> BRIEF: Restate the data exactly as given and keep the pictures out.
· · · · ·
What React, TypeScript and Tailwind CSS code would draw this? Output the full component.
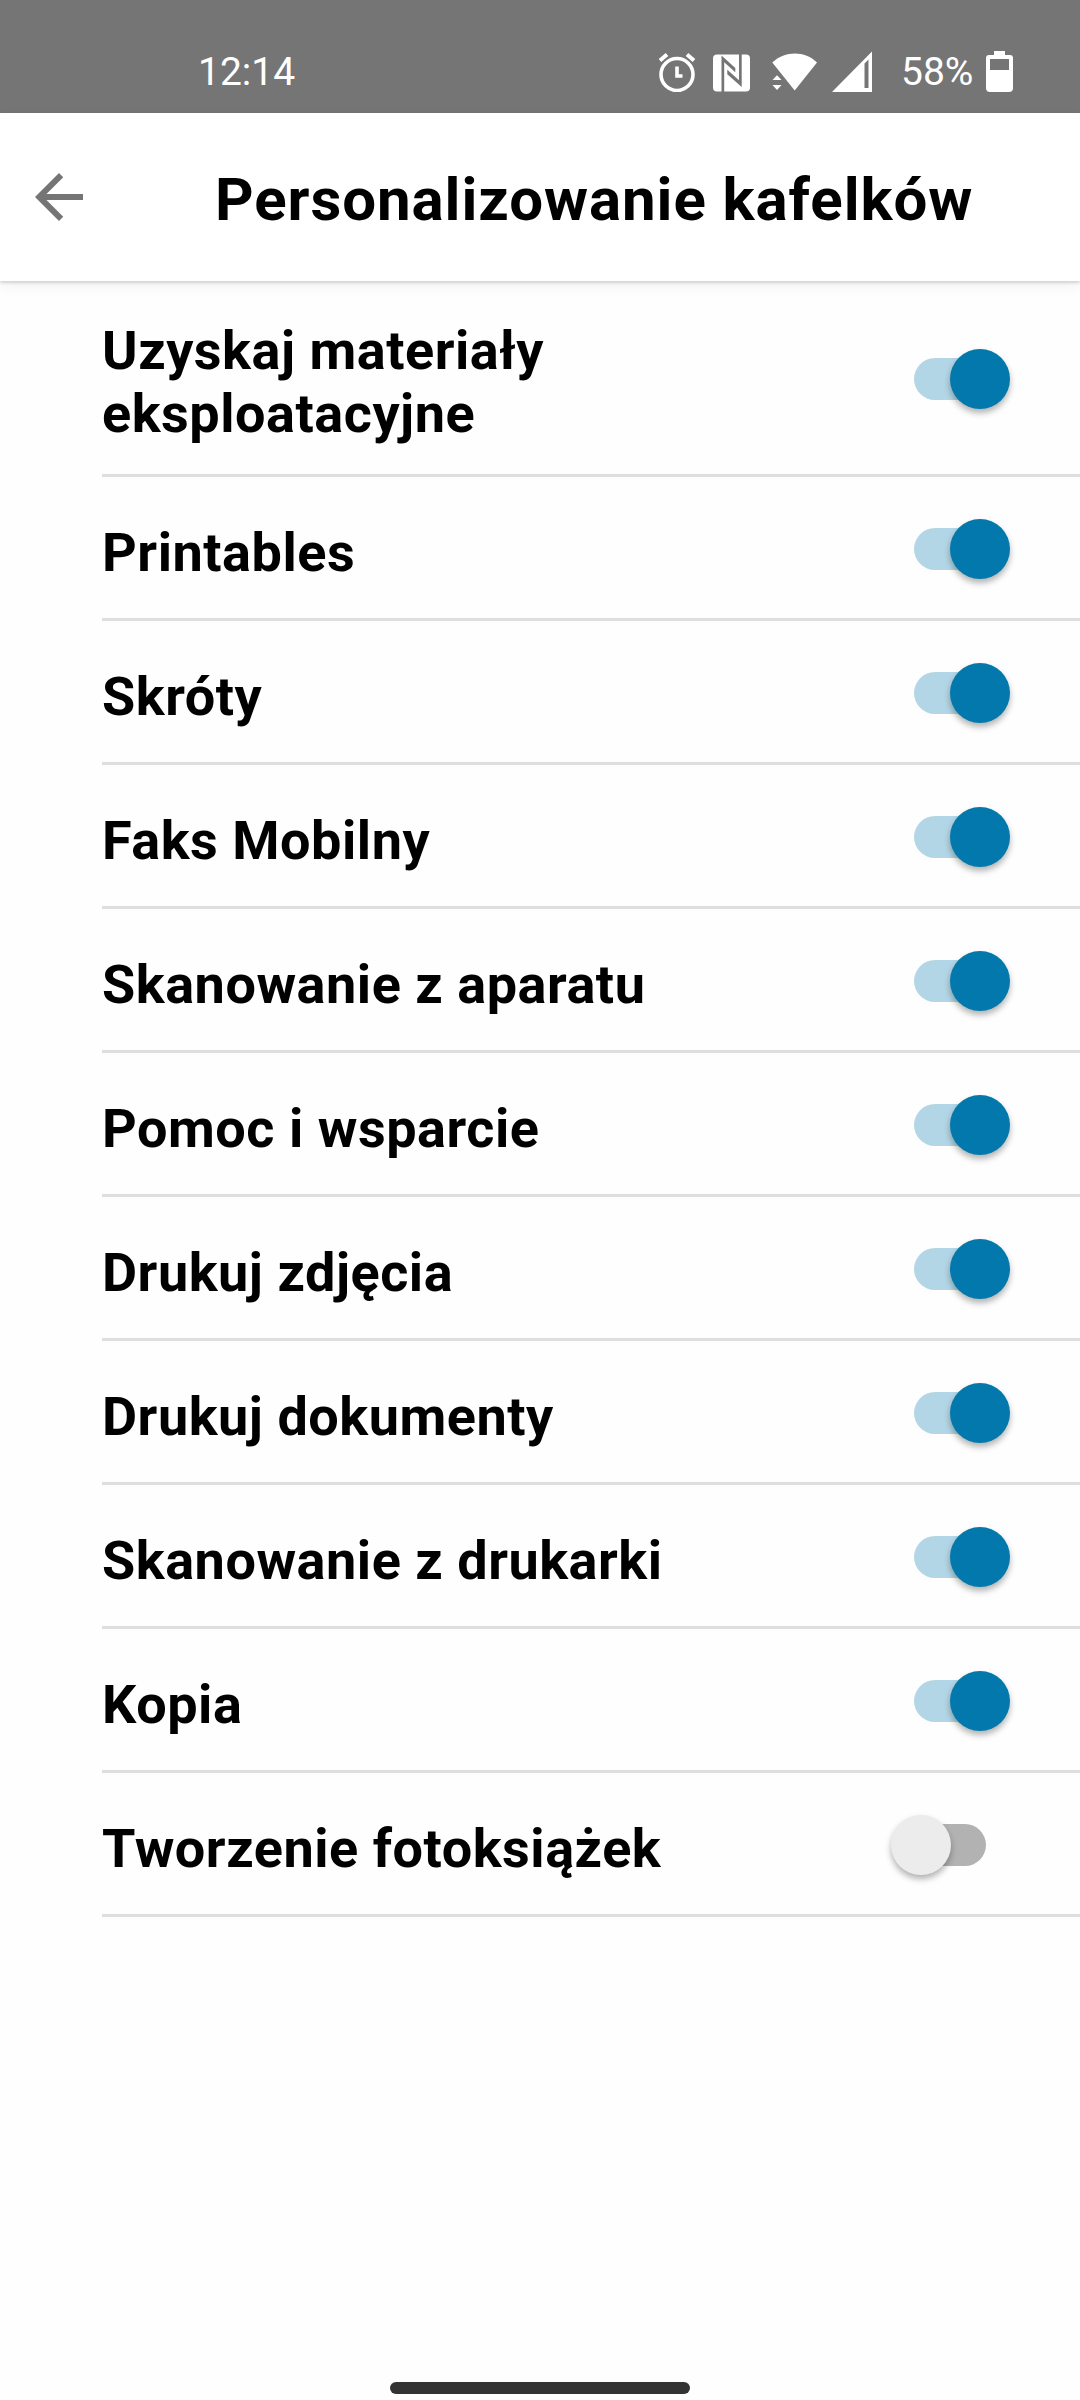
import { useState } from 'react';
import clsx from 'clsx';

const initialTiles = [
  { id: 'supplies', label: 'Uzyskaj materiały eksploatacyjne', enabled: true },
  { id: 'printables', label: 'Printables', enabled: true },
  { id: 'shortcuts', label: 'Skróty', enabled: true },
  { id: 'fax', label: 'Faks Mobilny', enabled: true },
  { id: 'camera-scan', label: 'Skanowanie z aparatu', enabled: true },
  { id: 'help', label: 'Pomoc i wsparcie', enabled: true },
  { id: 'photos', label: 'Drukuj zdjęcia', enabled: true },
  { id: 'documents', label: 'Drukuj dokumenty', enabled: true },
  { id: 'printer-scan', label: 'Skanowanie z drukarki', enabled: true },
  { id: 'copy', label: 'Kopia', enabled: true },
  { id: 'photobooks', label: 'Tworzenie fotoksiążek', enabled: false },
];

function StatusBar() {
  return (
    <div className="flex h-[113px] items-start bg-[#757575] pt-[51px] pl-[198px] text-white">
      <span className="mt-px w-[459px] text-[39px] leading-[41px]">12:14</span>
      <svg className="mr-4 h-[41px] w-10" viewBox="0 0 40 41" fill="none" stroke="currentColor">
        <circle cx="20" cy="23.5" r="16" strokeWidth="3.6" />
        <path d="M20 15.5v9.5h5.5" strokeWidth="3.6" />
        <path d="M3 9.5l7-6M37 9.5l-7-6" strokeWidth="4" />
      </svg>
      <svg className="mr-5 h-[41px] w-[37px]" viewBox="0 0 37 41">
        <rect y="3.5" width="37" height="37" rx="4" fill="currentColor" />
        <g fill="#757575">
          <path d="M8.5 4.5L22.3 17V21.3L11.2 11.3V41H8.5Z" />
          <path d="M28.7 3V36L14.3 23.3V18.7L26 29.2V3Z" />
        </g>
      </svg>
      <svg className="mr-[14px] h-[41px] w-[48px]" viewBox="0 0 48 41" fill="currentColor">
        <path d="M2.3 11.5C15 -.6 35 -.6 47 11.5L24.7 39.5Z" />
        <path d="M2.5 29L7 24.3L11.5 29ZM2.5 34H11.5L7 39Z" />
      </svg>
      <svg className="mr-[28px] h-[41px] w-[41px]" viewBox="0 0 41 41" fill="currentColor">
        <path fillRule="evenodd" d="M0 41L40 .5V41ZM32.5 12.5V37H36.5V8.5Z" />
      </svg>
      <span className="mt-px w-[85px] text-[39px] leading-[41px]">58%</span>
      <svg className="h-[41px] w-[27px]" viewBox="0 0 27 41" fill="currentColor">
        <path
          fillRule="evenodd"
          d="M8 0H19V4H24Q27 4 27 7V37Q27 41 23 41H4Q0 41 0 37V7Q0 4 3 4H8ZM4 8V19H23V8Z"
        />
      </svg>
    </div>
  );
}

function Header() {
  return (
    <header className="flex h-[168px] items-center bg-white pl-[23px] shadow-[0_2px_3px_rgba(0,0,0,0.14),0_4px_14px_rgba(0,0,0,0.06)]">
      <button type="button" aria-label="Wstecz" className="mr-[120px] text-[#757575]">
        <svg className="size-[72px]" viewBox="0 0 24 24" fill="currentColor">
          <path d="M20 11H7.83l5.59-5.59L12 4l-8 8 8 8 1.41-1.41L7.83 13H20v-2z" />
        </svg>
      </button>
      <h1 className="mt-[5px] text-[60px] leading-[70px] font-bold tracking-[0.93px]">
        Personalizowanie kafelków
      </h1>
    </header>
  );
}

interface SwitchProps {
  label: string;
  checked: boolean;
  onChange: () => void;
}

function Switch({ label, checked, onChange }: SwitchProps) {
  return (
    <button
      type="button"
      role="switch"
      aria-label={label}
      aria-checked={checked}
      onClick={onChange}
      className={clsx(
        'mt-[3px] flex h-[60px] w-24 shrink-0 items-center',
        checked ? 'mr-[70px] justify-end' : 'mr-[94px]',
      )}
    >
      <span
        className={clsx(
          'flex h-[42px] w-[84px] items-center rounded-full',
          checked ? 'mr-3 bg-[#b2d6e6]' : 'ml-3 bg-[#b2b2b2]',
        )}
      >
        <span
          className={clsx(
            'size-[60px] shrink-0 rounded-full shadow-[0_4px_6px_rgba(0,0,0,0.3)]',
            checked ? 'ml-[35.5px] bg-[#0378ac]' : '-ml-[11.5px] bg-[#ececec]',
          )}
        />
      </span>
    </button>
  );
}

export default function App() {
  const [tiles, setTiles] = useState(initialTiles);

  const toggleTile = (id: string) => {
    setTiles((prev) => prev.map((t) => (t.id === id ? { ...t, enabled: !t.enabled } : t)));
  };

  return (
    <div className="flex h-[2400px] w-[1080px] flex-col overflow-hidden bg-[#fefefe] font-['Roboto',sans-serif] text-black">
      <StatusBar />
      <Header />
      <ul className="flex flex-1 flex-col pl-[102px]">
        {tiles.map((tile) => (
          <li
            key={tile.id}
            className="flex h-36 items-center justify-between border-b-3 border-[#dedede] first:h-[196px]"
          >
            <span className="mt-[9px] max-w-[600px] text-[54px] leading-[63px] font-bold tracking-[0.53px]">
              {tile.label}
            </span>
            <Switch label={tile.label} checked={tile.enabled} onChange={() => toggleTile(tile.id)} />
          </li>
        ))}
      </ul>
      <div className="mx-auto mb-[6px] h-3 w-[300px] rounded-full bg-[#333333]" />
    </div>
  );
}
· · · · ·
> SOLUTION:
What React, TypeScript and Tailwind CSS code would draw this? Output the full component.
import { useState } from 'react';
import clsx from 'clsx';

const initialTiles = [
  { id: 'supplies', label: 'Uzyskaj materiały eksploatacyjne', enabled: true },
  { id: 'printables', label: 'Printables', enabled: true },
  { id: 'shortcuts', label: 'Skróty', enabled: true },
  { id: 'fax', label: 'Faks Mobilny', enabled: true },
  { id: 'camera-scan', label: 'Skanowanie z aparatu', enabled: true },
  { id: 'help', label: 'Pomoc i wsparcie', enabled: true },
  { id: 'photos', label: 'Drukuj zdjęcia', enabled: true },
  { id: 'documents', label: 'Drukuj dokumenty', enabled: true },
  { id: 'printer-scan', label: 'Skanowanie z drukarki', enabled: true },
  { id: 'copy', label: 'Kopia', enabled: true },
  { id: 'photobooks', label: 'Tworzenie fotoksiążek', enabled: false },
];

function StatusBar() {
  return (
    <div className="flex h-[113px] items-start bg-[#757575] pt-[51px] pl-[198px] text-white">
      <span className="mt-px w-[459px] text-[39px] leading-[41px]">12:14</span>
      <svg className="mr-4 h-[41px] w-10" viewBox="0 0 40 41" fill="none" stroke="currentColor">
        <circle cx="20" cy="23.5" r="16" strokeWidth="3.6" />
        <path d="M20 15.5v9.5h5.5" strokeWidth="3.6" />
        <path d="M3 9.5l7-6M37 9.5l-7-6" strokeWidth="4" />
      </svg>
      <svg className="mr-5 h-[41px] w-[37px]" viewBox="0 0 37 41">
        <rect y="3.5" width="37" height="37" rx="4" fill="currentColor" />
        <g fill="#757575">
          <path d="M8.5 4.5L22.3 17V21.3L11.2 11.3V41H8.5Z" />
          <path d="M28.7 3V36L14.3 23.3V18.7L26 29.2V3Z" />
        </g>
      </svg>
      <svg className="mr-[14px] h-[41px] w-[48px]" viewBox="0 0 48 41" fill="currentColor">
        <path d="M2.3 11.5C15 -.6 35 -.6 47 11.5L24.7 39.5Z" />
        <path d="M2.5 29L7 24.3L11.5 29ZM2.5 34H11.5L7 39Z" />
      </svg>
      <svg className="mr-[28px] h-[41px] w-[41px]" viewBox="0 0 41 41" fill="currentColor">
        <path fillRule="evenodd" d="M0 41L40 .5V41ZM32.5 12.5V37H36.5V8.5Z" />
      </svg>
      <span className="mt-px w-[85px] text-[39px] leading-[41px]">58%</span>
      <svg className="h-[41px] w-[27px]" viewBox="0 0 27 41" fill="currentColor">
        <path
          fillRule="evenodd"
          d="M8 0H19V4H24Q27 4 27 7V37Q27 41 23 41H4Q0 41 0 37V7Q0 4 3 4H8ZM4 8V19H23V8Z"
        />
      </svg>
    </div>
  );
}

function Header() {
  return (
    <header className="flex h-[168px] items-center bg-white pl-[23px] shadow-[0_2px_3px_rgba(0,0,0,0.14),0_4px_14px_rgba(0,0,0,0.06)]">
      <button type="button" aria-label="Wstecz" className="mr-[120px] text-[#757575]">
        <svg className="size-[72px]" viewBox="0 0 24 24" fill="currentColor">
          <path d="M20 11H7.83l5.59-5.59L12 4l-8 8 8 8 1.41-1.41L7.83 13H20v-2z" />
        </svg>
      </button>
      <h1 className="mt-[5px] text-[60px] leading-[70px] font-bold tracking-[0.93px]">
        Personalizowanie kafelków
      </h1>
    </header>
  );
}

interface SwitchProps {
  label: string;
  checked: boolean;
  onChange: () => void;
}

function Switch({ label, checked, onChange }: SwitchProps) {
  return (
    <button
      type="button"
      role="switch"
      aria-label={label}
      aria-checked={checked}
      onClick={onChange}
      className={clsx(
        'mt-[3px] flex h-[60px] w-24 shrink-0 items-center',
        checked ? 'mr-[70px] justify-end' : 'mr-[94px]',
      )}
    >
      <span
        className={clsx(
          'flex h-[42px] w-[84px] items-center rounded-full',
          checked ? 'mr-3 bg-[#b2d6e6]' : 'ml-3 bg-[#b2b2b2]',
        )}
      >
        <span
          className={clsx(
            'size-[60px] shrink-0 rounded-full shadow-[0_4px_6px_rgba(0,0,0,0.3)]',
            checked ? 'ml-[35.5px] bg-[#0378ac]' : '-ml-[11.5px] bg-[#ececec]',
          )}
        />
      </span>
    </button>
  );
}

export default function App() {
  const [tiles, setTiles] = useState(initialTiles);

  const toggleTile = (id: string) => {
    setTiles((prev) => prev.map((t) => (t.id === id ? { ...t, enabled: !t.enabled } : t)));
  };

  return (
    <div className="flex h-[2400px] w-[1080px] flex-col overflow-hidden bg-[#fefefe] font-['Roboto',sans-serif] text-black">
      <StatusBar />
      <Header />
      <ul className="flex flex-1 flex-col pl-[102px]">
        {tiles.map((tile) => (
          <li
            key={tile.id}
            className="flex h-36 items-center justify-between border-b-3 border-[#dedede] first:h-[196px]"
          >
            <span className="mt-[9px] max-w-[600px] text-[54px] leading-[63px] font-bold tracking-[0.53px]">
              {tile.label}
            </span>
            <Switch label={tile.label} checked={tile.enabled} onChange={() => toggleTile(tile.id)} />
          </li>
        ))}
      </ul>
      <div className="mx-auto mb-[6px] h-3 w-[300px] rounded-full bg-[#333333]" />
    </div>
  );
}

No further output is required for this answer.